I would tend to agree that it may be on the way out, and definitely agree that labeling everything is a good practice.
Sometimes I use the $.30 option to be able to ship to Tennessee instead of Arizona. ( I am in Indiana) I have a few of the items in stock ( at Tennessee) in 3 days and let Amazon do whatever they do with the rest ( usually multiples of the item)
Thanks for sharing! That sounds like a pretty good deal as you pay the $0.30 per item fee but have some of the items available faster and pay a lower shipping cost to send the items to amazon, I had never considered that benefit.
Cleared up. Thanks
Ryan, can you explain your 10 item example a little more?
Are you saying any time you have a few items, Amazon can have you ship to a few different places?

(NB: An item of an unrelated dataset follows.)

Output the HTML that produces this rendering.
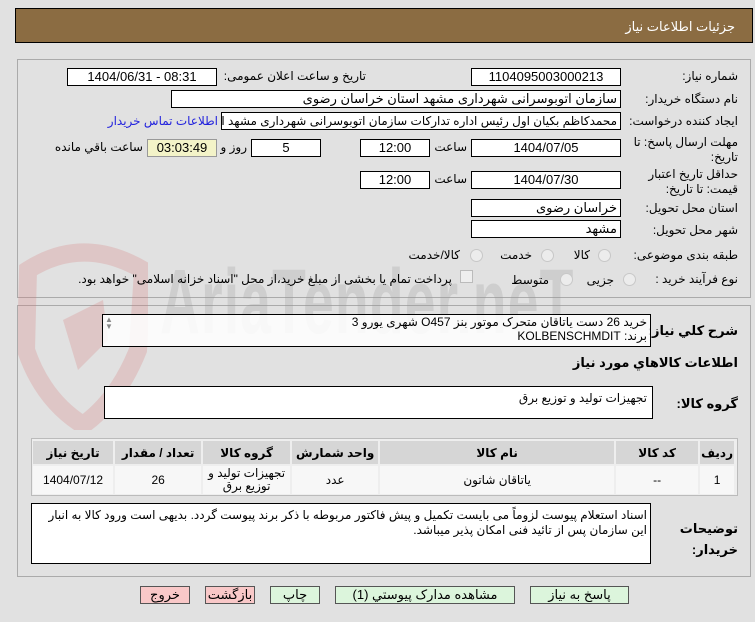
<!DOCTYPE html>
<html><head><meta charset="utf-8"><style>
body{margin:0;width:755px;height:622px;background:#e1e1e1;font-family:"Liberation Sans","DejaVu Sans",sans-serif;font-size:12px;color:#000;position:relative;overflow:hidden}
.a{position:absolute}
.box{position:absolute;background:#fff;border:1px solid #000;box-sizing:border-box;text-align:center;line-height:16px;font-size:13px}
.lbl{position:absolute;direction:rtl;white-space:nowrap;font-size:12px}
.rad{position:absolute;width:11px;height:11px;border-radius:50%;border:1px solid #c8c8c8;background:#ececec}
.btn{position:absolute;border:1px solid #555;box-sizing:border-box;text-align:center;line-height:16px;font-size:13px;background:#dcf5dc}
table{border-collapse:separate;border-spacing:2px}
td{text-align:center;font-size:12px}
</style></head><body>
<div class="a" style="left:15px;top:8px;width:738px;height:35px;background:#8b6c42;border:1px solid #000;box-sizing:border-box"></div>
<div class="lbl" style="right:20px;top:19px;color:#fff;font-size:13px">جزئیات اطلاعات نیاز</div>

<div class="a" style="left:17px;top:59px;width:734px;height:239px;border:1px solid #aaa;box-sizing:border-box"></div>
<div class="a" style="left:17px;top:305px;width:734px;height:272px;border:1px solid #aaa;box-sizing:border-box"></div>

<!-- watermark -->
<svg class="a" style="left:18px;top:240px" width="130" height="190" viewBox="0 0 130 190"><path d="M10 30 Q65 -5 125 30 L120 110 Q100 160 65 185 Q25 160 8 110 Z" fill="none" stroke="rgba(215,120,120,0.25)" stroke-width="18"/><path d="M45 80 L85 60 L90 100 L60 130 Z" fill="rgba(215,120,120,0.25)"/></svg>
<div class="a" style="left:160px;top:250px;font-size:92px;font-weight:bold;color:rgba(150,150,150,0.25);letter-spacing:2px;transform:scaleX(0.6);transform-origin:left;white-space:nowrap">AriaTender.neT</div>

<div class="lbl" style="right:17px;top:69px">شماره نیاز:</div>
<div class="box" style="left:471px;top:68px;width:150px;height:18px">1104095003000213</div>
<div class="lbl" style="right:389px;top:69px">تاریخ و ساعت اعلان عمومی:</div>
<div class="box" style="left:67px;top:68px;width:150px;height:18px">1404/06/31 - 08:31</div>

<div class="lbl" style="right:17px;top:92px">نام دستگاه خریدار:</div>
<div class="box" style="left:171px;top:90px;width:450px;height:18px;text-align:right;padding-right:3px">سازمان اتوبوسرانی شهرداری مشهد استان خراسان رضوی</div>

<div class="lbl" style="right:17px;top:114px">ایجاد کننده درخواست:</div>
<div class="box" style="left:221px;top:112px;width:400px;height:18px;text-align:right;padding-right:3px;overflow:hidden;white-space:nowrap;direction:rtl;font-size:12px">محمدکاظم بکیان اول رئیس اداره تدارکات سازمان اتوبوسرانی شهرداری مشهد استان</div>
<div class="lbl" style="right:537px;top:114px;color:#2222dd">اطلاعات تماس خریدار</div>

<div class="lbl" style="right:17px;top:135px;line-height:15px">مهلت ارسال پاسخ: تا<br>تاریخ:</div>
<div class="box" style="left:471px;top:139px;width:150px;height:18px">1404/07/05</div>
<div class="lbl" style="right:288px;top:140px">ساعت</div>
<div class="box" style="left:360px;top:139px;width:70px;height:18px">12:00</div>
<div class="box" style="left:251px;top:139px;width:70px;height:18px">5</div>
<div class="lbl" style="right:508px;top:140px">روز و</div>
<div class="box" style="left:147px;top:139px;width:70px;height:18px;background:#f3f3c8;border-color:#999">03:03:49</div>
<div class="lbl" style="right:612px;top:140px">ساعت باقي مانده</div>

<div class="lbl" style="right:17px;top:167px;line-height:15px">حداقل تاریخ اعتبار<br>قیمت: تا تاریخ:</div>
<div class="box" style="left:471px;top:171px;width:150px;height:18px">1404/07/30</div>
<div class="lbl" style="right:288px;top:172px">ساعت</div>
<div class="box" style="left:360px;top:171px;width:70px;height:18px">12:00</div>

<div class="lbl" style="right:17px;top:201px">استان محل تحویل:</div>
<div class="box" style="left:471px;top:199px;width:150px;height:18px;text-align:right;padding-right:3px">خراسان رضوی</div>
<div class="lbl" style="right:17px;top:223px">شهر محل تحویل:</div>
<div class="box" style="left:471px;top:220px;width:150px;height:18px;text-align:right;padding-right:3px">مشهد</div>

<div class="lbl" style="right:17px;top:248px">طبقه بندی موضوعی:</div>
<div class="rad" style="left:598px;top:249px"></div><div class="lbl" style="right:165px;top:248px">کالا</div>
<div class="rad" style="left:541px;top:249px"></div><div class="lbl" style="right:223px;top:248px">خدمت</div>
<div class="rad" style="left:470px;top:249px"></div><div class="lbl" style="right:295px;top:248px">کالا/خدمت</div>

<div class="lbl" style="right:17px;top:272px">نوع فرآیند خرید :</div>
<div class="rad" style="left:623px;top:273px"></div><div class="lbl" style="right:141px;top:273px">جزیی</div>
<div class="rad" style="left:560px;top:273px"></div><div class="lbl" style="right:206px;top:273px">متوسط</div>
<div class="a" style="left:460px;top:270px;width:11px;height:11px;border:1px solid #bbb;background:#eee"></div>
<div class="lbl" style="right:303px;top:272px">پرداخت تمام یا بخشی از مبلغ خرید،از محل "اسناد خزانه اسلامی" خواهد بود.</div>

<div class="lbl" style="right:17px;top:323px;font-weight:bold;font-size:13px">شرح کلي نياز:</div>
<div class="box" style="left:102px;top:314px;width:549px;height:33px;text-align:right;padding-right:3px;direction:rtl;line-height:14px;font-size:12px;background:rgba(255,255,255,0.85)">خرید 26 دست یاتاقان متحرک موتور بنز O457 شهری یورو 3<br>برند: KOLBENSCHMDIT</div>
<div class="a" style="left:105px;top:316px;color:#888;font-size:8px;line-height:7px">▲<br>▼</div>

<div class="lbl" style="right:17px;top:355px;font-weight:bold;font-size:13px">اطلاعات کالاهاي مورد نياز</div>
<div class="lbl" style="right:17px;top:396px;font-weight:bold;font-size:13px">گروه کالا:</div>
<div class="box" style="left:104px;top:386px;width:549px;height:33px;text-align:right;padding-right:5px;direction:rtl;padding-top:3px;font-size:12px">تجهیزات تولید و توزیع برق</div>

<div class="a" style="left:31px;top:438px;width:707px;height:58px;border:1px solid #bbb;box-sizing:border-box;background:#eee">
<table style="width:705px;direction:rtl;margin:0 -1px">
<tr style="height:23px;background:#d6d6d6;font-weight:bold"><td style="width:25px">ردیف</td><td style="width:80px">کد کالا</td><td style="width:232px">نام کالا</td><td style="width:84px">واحد شمارش</td><td style="width:85px">گروه کالا</td><td style="width:84px">تعداد / مقدار</td><td>تاریخ نیاز</td></tr>
<tr style="height:28px;background:#f7f7f7"><td>1</td><td>--</td><td>یاتاقان شاتون</td><td>عدد</td><td style="line-height:13px">تجهیزات تولید و<br>توزیع برق</td><td>26</td><td>1404/07/12</td></tr>
</table></div>

<div class="lbl" style="right:17px;top:518px;font-weight:bold;font-size:13px;line-height:21px;text-align:right">توضیحات<br>خریدار:</div>
<div class="box" style="left:31px;top:503px;width:620px;height:61px;text-align:right;padding:4px 3px 0 0;direction:rtl;line-height:15px;font-size:12px">اسناد استعلام پیوست لزوماً می بایست تکمیل و پیش فاکتور مربوطه با ذکر برند پیوست گردد. بدیهی است ورود کالا به انبار این سازمان پس از تائید فنی امکان پذیر میباشد.</div>

<div class="btn" style="left:140px;top:586px;width:50px;height:18px;background:#f9c8c8">خروج</div>
<div class="btn" style="left:205px;top:586px;width:50px;height:18px;background:#f9c8c8">بازگشت</div>
<div class="btn" style="left:270px;top:586px;width:50px;height:18px">چاپ</div>
<div class="btn" style="left:335px;top:586px;width:180px;height:18px">مشاهده مدارک پیوستي (1)</div>
<div class="btn" style="left:530px;top:586px;width:99px;height:18px">پاسخ به نیاز</div>
</body></html>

Do you find this out when you “register” the item with Amazon?
Can you ever just put everything in a box and ship to one warehouse without the extra fees?
Yes, anytime you are shipping items to amazon they tell you where to send the item. The way it normally works for me is that if I have 3 of the same item then amazon will have me ship to 3 different warehouses. I am usually shipping around 100 total items with multiples of each when I send to amazon, so this isn’t a big deal for me. Amazon tells you where to ship the items as you create your shipments.
There is no way that I am aware of to always put everything in one box without an additional fee.
It’s a misconception that all inventory with Inventory Placement will be sent to either the standard-sized warehouse or the oversized warehouse. While that is the way it USUALLY works, the only promise Amazon makes is that all inventory OF THE SAME SKU will go to one warehouse.
So it is quite conceivable that your inventory will be split between warehouses. Granted: that rarely happens. But just so your readers will know, your inventory CAN be split between skus.
I was unaware of that, thank you for pointing that out!